2. Active-Passive Architecture
An active-passive architecture has one active system that handles all the requests, while the passive system remains idle, only coming into action if the active system fails. This is often implemented in databases or services where failover is required.
Key Components:
-
Failover Mechanism: A process that automatically switches to the passive system in case of a failure.
-
Heartbeat or Health Check: Monitors the health of the active system to detect failures.
-
Replication: The passive system is kept in sync with the active system through replication, so it can take over without data loss when needed.
Benefits:
-
Simpler to Implement: Compared to active-active systems, active-passive systems are easier to design and maintain.
-
Cost-Effective: The passive instance is idle and only incurs costs when it is needed.
Challenges:
-
Resource Utilization: The passive system sits idle, which may not be an efficient use of resources.
-
Failover Time: The failover process may take time, during which services may be unavailable.
3. Replication Patterns
Replication involves copying data from one system (the master) to another (the replica). This pattern ensures that the system remains available by providing backup systems for both the application and data layers.
Types of Replication:
-
Master-Slave Replication: One system (the master) is responsible for writing data, while the others (slaves) are read-only replicas. In case of failure, a slave can be promoted to the master.
-
Multi-Master Replication: Multiple systems can read and write data, ensuring higher availability and load balancing. However, this increases the complexity of data consistency and conflict resolution.
Benefits:
-
Fault Tolerance: If one replica fails, the system can continue using other replicas without losing data.
-
Performance: Read requests can be distributed among replicas, improving performance.
Challenges:
-
Data Consistency: Ensuring consistency between replicas, especially in multi-master replication, is challenging and requires conflict resolution strategies.
-
Network Overhead: Replicating data across multiple nodes can create network congestion.
4. Sharding
Sharding is the process of splitting a large database into smaller, more manageable pieces, called shards. Each shard contains a subset of the data, and each shard can be located on a different server. Sharding is commonly used in high-availability systems where data volume and throughput requirements are extremely high.
Key Components:
-
Shard Key: A key used to determine which shard the data belongs to.
-
Routing Mechanism: A system that directs requests to the correct shard based on the shard key.
-
Replication: Each shard is typically replicated to ensure high availability within the shard.
Benefits:
-
Scalability: Sharding allows the system to handle large amounts of data by distributing it across multiple servers.
-
Fault Isolation: If one shard fails, only a portion of the data is affected, and the rest of the system can continue operating.
Challenges:
-
Complexity: Implementing sharding requires careful planning to choose the right shard key and manage routing.
-
Data Consistency: Keeping data consistent across different shards, especially when performing cross-shard queries, can be challenging.
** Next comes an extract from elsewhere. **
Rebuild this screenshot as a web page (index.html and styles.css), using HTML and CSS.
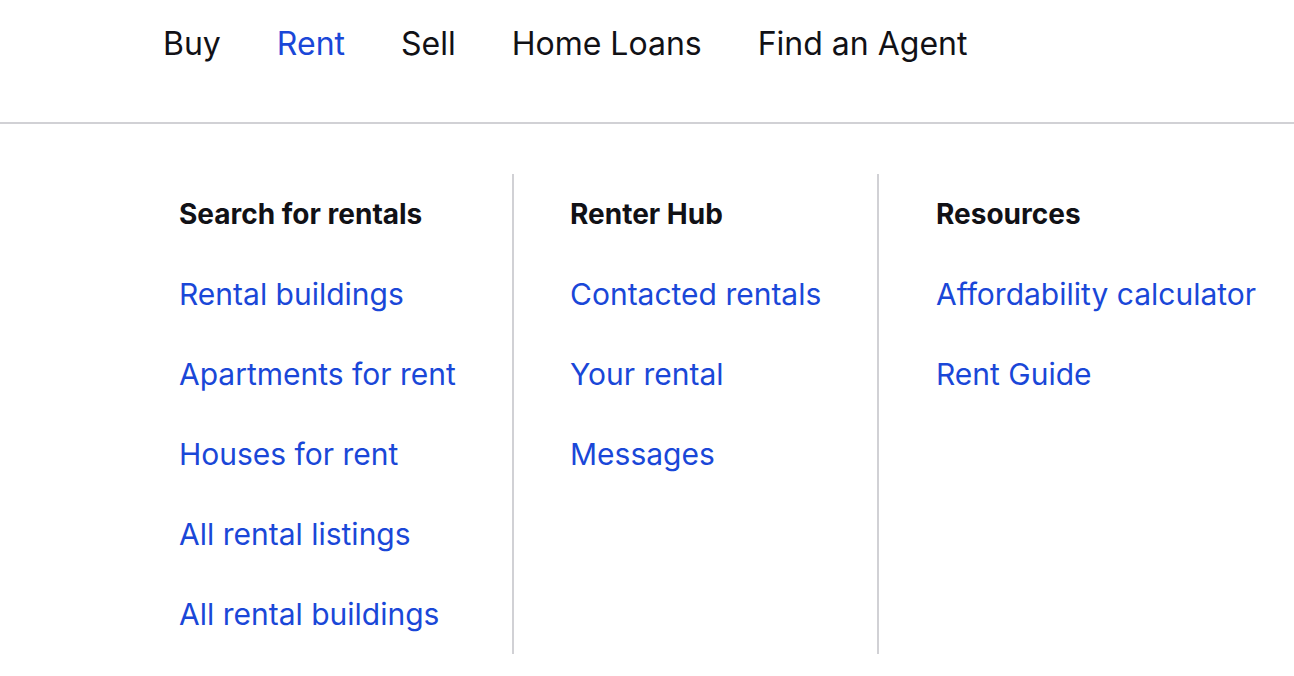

5. Event Sourcing and CQRS
Event Sourcing is an architectural pattern where state changes in a system are represented as a sequence of events. Instead of updating a database directly, events are stored, and the state can be reconstructed by replaying these events. Command Query Responsibility Segregation (CQRS) is often paired with Event Sourcing to separate the read and write workloads.
Key Components:
-
Event Store: A system to persist events that represent state changes.
-
Command Side: Handles the operations that modify the system state (writes).
-
Query Side: Optimized for reading and querying data.
-
Event Handlers: Process events and update the system accordingly.
Benefits:
-
Event Durability: Events are stored as durable logs, ensuring no data loss even if parts of the system fail.
-
Scalability: The read and write workloads can be independently scaled.
-
Resiliency: Systems can reconstruct the state from events, which can be useful in case of failures or inconsistencies.
Challenges:
-
Eventual Consistency: The system may not be immediately consistent after a failure, leading to potential consistency challenges.
-
Complexity: Designing a system around event sourcing and CQRS can be complex, requiring careful planning.
6. Microservices with Failover
Microservices involve decomposing an application into small, independent services that can scale and evolve independently. When designing for high availability, microservices are often implemented with failover mechanisms to ensure that individual service failures do not impact the overall system.
Key Components:
-
Service Discovery: Mechanism for locating and connecting to available services.
-
Load Balancing: Distributes incoming traffic across multiple service instances to prevent any one instance from being overloaded.
-
Circuit Breakers: Monitor service health and prevent requests from being sent to failing services.
-
Retry Logic: Automatically retries requests to services that temporarily fail.
Benefits:
-
Resilience: The failure of one microservice does not affect the entire system.
-
Scalability: Individual microservices can be scaled independently based on demand.
Challenges:
-
Service Coordination: Managing communication between numerous microservices can be complex, especially in fault-tolerant scenarios.
-
Network Latency: Communication between distributed microservices can introduce latency, which may affect performance.
Conclusion
High availability is critical for ensuring that systems remain operational under various failure conditions. The choice of architectural pattern depends on the specific requirements of the system, including the desired level of fault tolerance, cost considerations, and the complexity of the data being processed. Whether using active-active, active-passive, replication, sharding, or microservices, architects must prioritize redundancy, fault tolerance, and scalability to meet the needs of high-availability systems.